Des familles d’étudiants capturés par le Service Bolivarien d’Intelligence Nationale (SEBIN) et des militants des droits humains ont dénoncé en janvier que les jeunes sont soumis à des traitements cruels dans les « tumbas », en référence aux sous-sols du siège central du SEBIN de Caracas, qui n’ont pas accès à la lumière naturelle et seraient à basse température. Cependant, le défenseur du peuple, Tareck William Saab, a démenti que les corps de sécurité de l’Etat commettent des abus comme pratique régulière et soutient la proposition du Ministère de la Défense, qui n’a pas encore été approuvée par le Parlement, d’autoriser que la Force Armée exerce non seulement des fonctions de contrôle de l’ordre public pour contenir des manifestations, mais qu’en plus elle utilise des armes à feu en cas de manifestations violentes, bien que dans l’article 68 la Constitution interdise « l’usage des armes à feu et des substances toxiques dans le contrôle des manifestations pacifiques ».
La libération des dirigeants d’opposition est devenue une revendication sans objection possible pour la dissidence et une concession non négociable pour le gouvernement. Les cas les plus emblématiques sont ceux de Leopold López, fondateur du parti Voluntad Popular et qui fut accusé d’incitation à la violence lors des révoltes de février 2014 ; l’alcalde métropolitain de Caracas, Antonio Ledezma, et Daniel Ceballos, ex-alcalde de San Cristobal, capitale de l’Etat de Táchira. Durant le 7e sommet des Amériques, qui fut célébré au Panama les 10 et 11 avril, une vingtaine d’ex-présidents souscrivirent une déclaration pour demander la libération des prisonniers politiques.
Un autre débat occupe aujourd’hui les dirigeants qui sont en liberté : définir leurs candidats aux parlementaires par des primaires ou par consensus. Début mars, les porte-paroles de la coalition de partis « Mesa de la Unidad Democrática » (MUD) ont annoncé que les aspirants à 38 des 87 circonscriptions seraient élus par vote interne. Les dirigeants du parti gouvernemental comme Diosdado Cabello, président du Parlement, ont mis en doute la légitimité de ces candidatures, tandis que les secteurs les plus radicaux de l’opposition, menés aujourd’hui par l’ex-députée Maria Corina Machado, exigent que tous les postulants soient élus dans les urnes.
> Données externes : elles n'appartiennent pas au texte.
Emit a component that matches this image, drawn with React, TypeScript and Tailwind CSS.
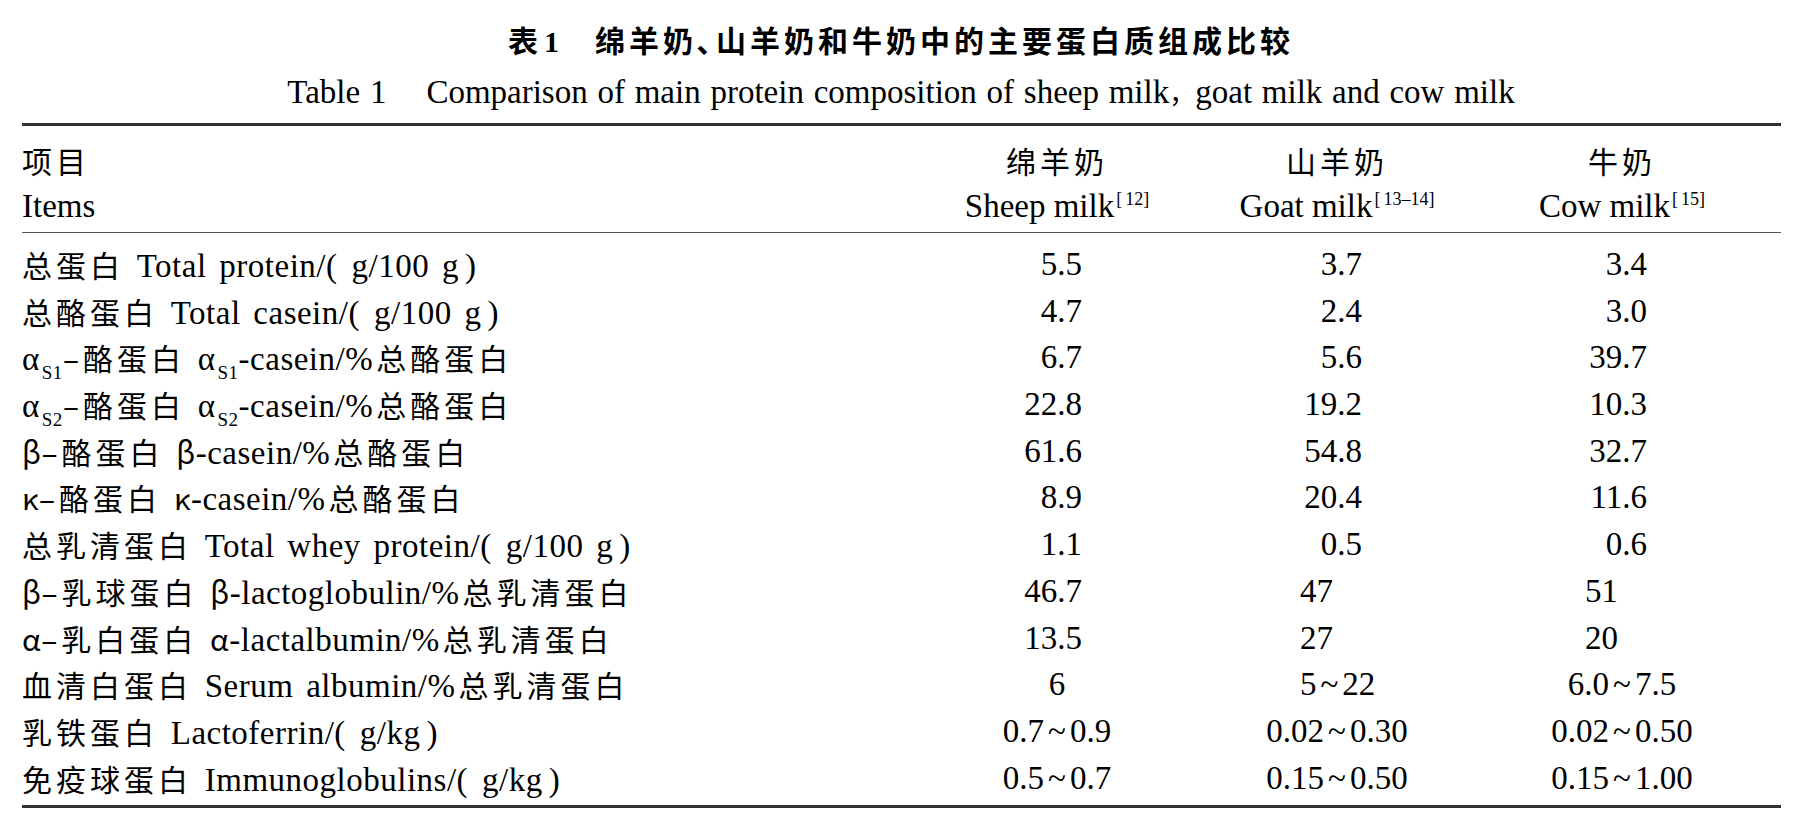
import React from 'react';

type Align = 'r' | 'l' | 'c';
type Cell = [string, Align];

const Z: React.FC<{ children: React.ReactNode; className?: string }> = ({ children, className = '' }) => (
  <span className={`font-['Noto_Sans_CJK_SC'] text-[30px] tracking-[4px] ${className}`}>{children}</span>
);

const G: React.FC<{ children: React.ReactNode }> = ({ children }) => (
  <span className="font-['Noto_Sans_CJK_SC'] text-[30px]">{children}</span>
);

const Sub: React.FC<{ children: React.ReactNode }> = ({ children }) => (
  <span className="relative top-[9px] text-[19px] ml-[2px]">{children}</span>
);

const Ref: React.FC<{ children: React.ReactNode }> = ({ children }) => (
  <span className="relative -top-[12px] text-[18px] ml-[2px]">
    [<span className="ml-[3px]">{children}</span>]
  </span>
);

const Paren: React.FC<{ children: React.ReactNode }> = ({ children }) => (
  <>
    (<span className="ml-[14px]">{children}</span>
    <span className="ml-[6px]">)</span>
  </>
);

const rows: { label: React.ReactNode; cells: Cell[] }[] = [
  {
    label: <><Z>总蛋白</Z> Total protein/<Paren>g/100 g</Paren></>,
    cells: [['5.5', 'r'], ['3.7', 'r'], ['3.4', 'r']],
  },
  {
    label: <><Z>总酪蛋白</Z> Total casein/<Paren>g/100 g</Paren></>,
    cells: [['4.7', 'r'], ['2.4', 'r'], ['3.0', 'r']],
  },
  {
    label: <>α<Sub>S1</Sub><Z>–酪蛋白</Z> α<Sub>S1</Sub>-casein/%<Z className="ml-[3px]">总酪蛋白</Z></>,
    cells: [['6.7', 'r'], ['5.6', 'r'], ['39.7', 'r']],
  },
  {
    label: <>α<Sub>S2</Sub><Z>–酪蛋白</Z> α<Sub>S2</Sub>-casein/%<Z className="ml-[3px]">总酪蛋白</Z></>,
    cells: [['22.8', 'r'], ['19.2', 'r'], ['10.3', 'r']],
  },
  {
    label: <><G>β</G><Z>–酪蛋白</Z> <G>β</G>-casein/%<Z className="ml-[3px]">总酪蛋白</Z></>,
    cells: [['61.6', 'r'], ['54.8', 'r'], ['32.7', 'r']],
  },
  {
    label: <><G>κ</G><Z>–酪蛋白</Z> <G>κ</G>-casein/%<Z className="ml-[3px]">总酪蛋白</Z></>,
    cells: [['8.9', 'r'], ['20.4', 'r'], ['11.6', 'r']],
  },
  {
    label: <><Z>总乳清蛋白</Z> Total whey protein/<Paren>g/100 g</Paren></>,
    cells: [['1.1', 'r'], ['0.5', 'r'], ['0.6', 'r']],
  },
  {
    label: <><G>β</G><Z>–乳球蛋白</Z> <G>β</G>-lactoglobulin/%<Z className="ml-[3px]">总乳清蛋白</Z></>,
    cells: [['46.7', 'r'], ['47', 'l'], ['51', 'l']],
  },
  {
    label: <><G>α</G><Z>–乳白蛋白</Z> <G>α</G>-lactalbumin/%<Z className="ml-[3px]">总乳清蛋白</Z></>,
    cells: [['13.5', 'r'], ['27', 'l'], ['20', 'l']],
  },
  {
    label: <><Z>血清白蛋白</Z> Serum albumin/%<Z className="ml-[3px]">总乳清蛋白</Z></>,
    cells: [['6', 'c'], ['5~22', 'l'], ['6.0~7.5', 'c']],
  },
  {
    label: <><Z>乳铁蛋白</Z> Lactoferrin/<Paren>g/kg</Paren></>,
    cells: [['0.7~0.9', 'c'], ['0.02~0.30', 'c'], ['0.02~0.50', 'c']],
  },
  {
    label: <><Z>免疫球蛋白</Z> Immunoglobulins/<Paren>g/kg</Paren></>,
    cells: [['0.5~0.7', 'c'], ['0.15~0.50', 'c'], ['0.15~1.00', 'c']],
  },
];

// ranges use a compact tilde with a little air on both sides
const Num: React.FC<{ v: string }> = ({ v }) => {
  const parts = v.split('~');
  if (parts.length === 1) return <>{v}</>;
  return (
    <>
      {parts[0]}
      <span className="mx-[4px]">~</span>
      {parts[1]}
    </>
  );
};

const Value: React.FC<{ cell: Cell }> = ({ cell }) => {
  const [v, a] = cell;
  if (a === 'c') {
    return (
      <div className="text-center whitespace-nowrap">
        <Num v={v} />
      </div>
    );
  }
  return (
    <div className="flex justify-center">
      <span className={`inline-block w-[62px] mr-[12px] whitespace-nowrap ${a === 'r' ? 'text-right' : 'text-left'}`}>
        <Num v={v} />
      </span>
    </div>
  );
};

export default function App() {
  return (
    <div className="w-[1802px] h-[832px] overflow-hidden bg-white text-black font-['Liberation_Serif','Noto_Sans_CJK_SC',serif]">
      {/* caption */}
      <div className="pt-[17px] text-center text-[30px] leading-[44px] font-bold">
        <span className="font-['Noto_Sans_CJK_SC']">表</span>
        <span className="ml-[6px]">1</span>
        <span className="ml-[36px] font-['Noto_Sans_CJK_SC'] tracking-[4px]">
          绵羊奶､山羊奶和牛奶中的主要蛋白质组成比较
        </span>
      </div>
      <div className="mt-[6px] text-center text-[33px] leading-[44px] [word-spacing:1.5px]">
        Table 1
        <span className="ml-[40px]">
          Comparison of main protein composition of sheep milk
          <span className="font-['Noto_Sans_CJK_SC'] text-[26px]">，</span>goat milk and cow milk
        </span>
      </div>

      <div className="ml-[22px] mt-[9px] w-[1759px] border-t-[3px] border-b-[3px] border-[#333] text-[33px]">
        <div className="grid grid-cols-[895px_280px_280px_290px] pt-[11px] pb-[3px] border-b-[1.5px] border-[#555]">
          <div>
            <div className="h-[46px] leading-[46px]"><Z>项目</Z></div>
            <div className="h-[46px] leading-[46px]">Items</div>
          </div>
          <div className="text-center">
            <div className="h-[46px] leading-[46px]"><Z>绵羊奶</Z></div>
            <div className="h-[46px] leading-[46px] whitespace-nowrap">Sheep milk<Ref>12</Ref></div>
          </div>
          <div className="text-center">
            <div className="h-[46px] leading-[46px]"><Z>山羊奶</Z></div>
            <div className="h-[46px] leading-[46px] whitespace-nowrap">Goat milk<Ref>13–14</Ref></div>
          </div>
          <div className="text-center">
            <div className="h-[46px] leading-[46px]"><Z>牛奶</Z></div>
            <div className="h-[46px] leading-[46px] whitespace-nowrap">Cow milk<Ref>15</Ref></div>
          </div>
        </div>

        <div className="pt-[8px] pb-[4px]">
          {rows.map((row, i) => (
            <div key={i} className="grid grid-cols-[895px_280px_280px_290px] h-[46.7px] leading-[46.7px]">
              <div className="whitespace-nowrap tracking-[0.5px] [word-spacing:4px]">{row.label}</div>
              {row.cells.map((c, j) => (
                <Value key={j} cell={c} />
              ))}
            </div>
          ))}
        </div>
      </div>
    </div>
  );
}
Face à la décision du président étatsunien Barack Obama d’approuver le 9 mars un ordre exécutif qui sanctionne 7 fonctionnaires du gouvernement vénézuélien comme responsables de violations de droits humains dans les manifestations, et qui identifie le Venezuela comme une « inhabituelle et extraordinaire menace à la sécurité nationale et politique internationale » des Etats-Unis, l’UNASUR (Union des Nations Sud-américaines) et la CELAC (Communauté d’Etats Latinoaméricains et Caribéens) ont émis des déclarations appelant au dialogue entre les deux pays sur les principes de respect de la souveraineté et de l’autodétermination des peuples, de la non-ingérence dans les affaires internes des Etats et de la nécessité d’éviter des mesures coercitives unilatérales qui contreviennent au Droit International.